= Gaillard III de Durfort =

Gascon nobleman

Gaillard's coat of arms

Gaillard III de Durfort (Note: Lewis and Vale combines him with his son, Gaillard IV, and thus numbers his father Gaillard III.) (Galhart, Galhardus de Durefort; fl. 1414–1442) was a Gascon nobleman of the Durfort family. He inherited the lordship of Duras and Blanquefort from his father, Gaillard II, in 1422. In the Hundred Years' War between England and France, Gaillard took the side of the English king, who was the feudal suzerain of Gascony.

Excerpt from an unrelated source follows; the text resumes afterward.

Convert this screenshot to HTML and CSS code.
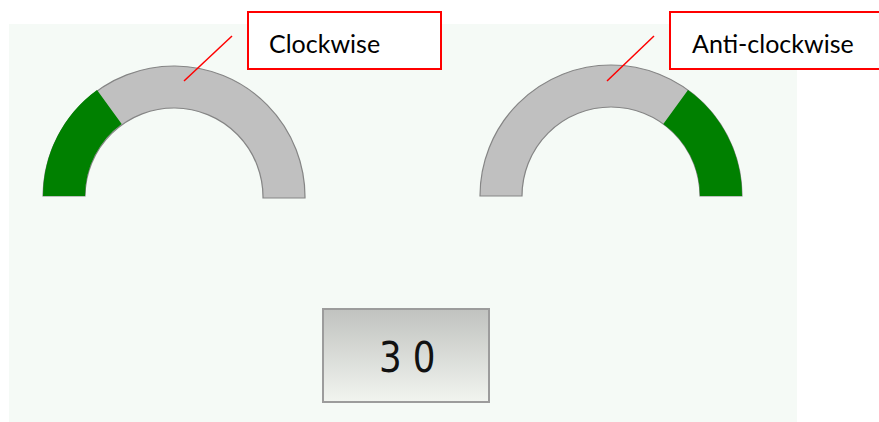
FILE: index.html
```
<!DOCTYPE html>
<html lang="en">

<head>
  <meta charset="UTF-8">
  <title>Gauge direction</title>
  <link rel="stylesheet" href="styles.css">
</head>

<body>
  <div class="stage">
    <div class="panel">
      <div class="gauges">
        <!-- value 30 of 100, filled from the left -->
        <svg class="gauge" width="264" height="140" viewBox="0 0 264 140">
          <path class="track" d="M1 132 A131 131 0 0 1 263 134 L221 134 A89 89 0 0 0 43 132 Z" />
          <path class="fill" d="M1 132 A131 131 0 0 1 55 26 L79.7 60 A89 89 0 0 0 43 132 Z" />
        </svg>
        <!-- value 30 of 100, filled from the right -->
        <svg class="gauge" width="264" height="140" viewBox="0 0 264 140">
          <path class="track" d="M1 132 A131 131 0 0 1 263 132 L221 132 A89 89 0 0 0 43 132 Z" />
          <path class="fill" d="M263 132 A131 131 0 0 0 209 26 L184.3 60 A89 89 0 0 1 221 132 Z" />
        </svg>
      </div>
      <div class="readout"><span>30</span></div>
    </div>

    <svg class="leaders" width="879" height="422">
      <line x1="232" y1="36" x2="184" y2="81" />
      <line x1="654" y1="36" x2="607" y2="81" />
    </svg>
    <div class="callout callout-cw">Clockwise</div>
    <div class="callout callout-acw">Anti-clockwise</div>
  </div>
</body>

</html>
```

FILE: styles.css
```
body {
  margin: 0;
  background: #fff;
  font-family: Lato, "Liberation Sans", sans-serif;
}

.stage {
  position: relative;
  width: 879px;
  height: 422px;
  overflow: hidden;
}

.panel {
  margin: 24px 0 0 9px;
  width: 788px;
  height: 398px;
  background: #f5faf6;
}

.gauges {
  display: flex;
  gap: 173px;
  padding: 40px 0 0 33px;
}

.gauge .track {
  fill: #c0c0c0;
  stroke: #858585;
  stroke-width: 1.2;
}

.gauge .fill {
  fill: #008000;
}

.readout {
  box-sizing: border-box;
  width: 168px;
  height: 95px;
  margin: 104px 0 0 313px;
  padding-top: 4px;
  border: 2px solid #9c9c9c;
  background: linear-gradient(#c1c3c0, #f1f4ef);
  display: flex;
  align-items: center;
  justify-content: center;
  font: 42px "DejaVu Sans", sans-serif;
  color: #111;
}

.readout span {
  display: inline-block;
  letter-spacing: 13px;
  margin-right: -13px;
  transform: scaleX(0.85);
}

.leaders {
  position: absolute;
  left: 0;
  top: 0;
}

.leaders line {
  stroke: #f00;
  stroke-width: 1.5;
}

.callout {
  position: absolute;
  top: 11px;
  box-sizing: border-box;
  height: 59px;
  padding-top: 4px;
  border: 2px solid #f00;
  background: #fff;
  font-size: 25px;
  line-height: 52px;
  color: #000;
}

.callout-cw {
  left: 247px;
  width: 195px;
  padding-left: 20px;
}

.callout-acw {
  left: 669px;
  width: 212px;
  padding-left: 21px;
}
```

In 1423, King Henry VI of England appointed Gaillard prévôt of Bayonne, a charge he handed over to Guillaume Stone at the king's request in 1439. In 1434, he served as seneschal of the Landes for the English. In 1436, he signed a contract to fight as an ally (allié) of John I, Count of Foix, and his son, Gaston IV, themselves major supporters of Henry VI.

Gaillard married Indie de La Lande (Note: Her first name is also given as Indix or Judith. Her surname may be spelled de la Lande or de Lalande.) and had one son, Gaillard IV, who spent his childhood in London.

Gaillard III is last mentioned in a document of 1442 and he was dead by 1444.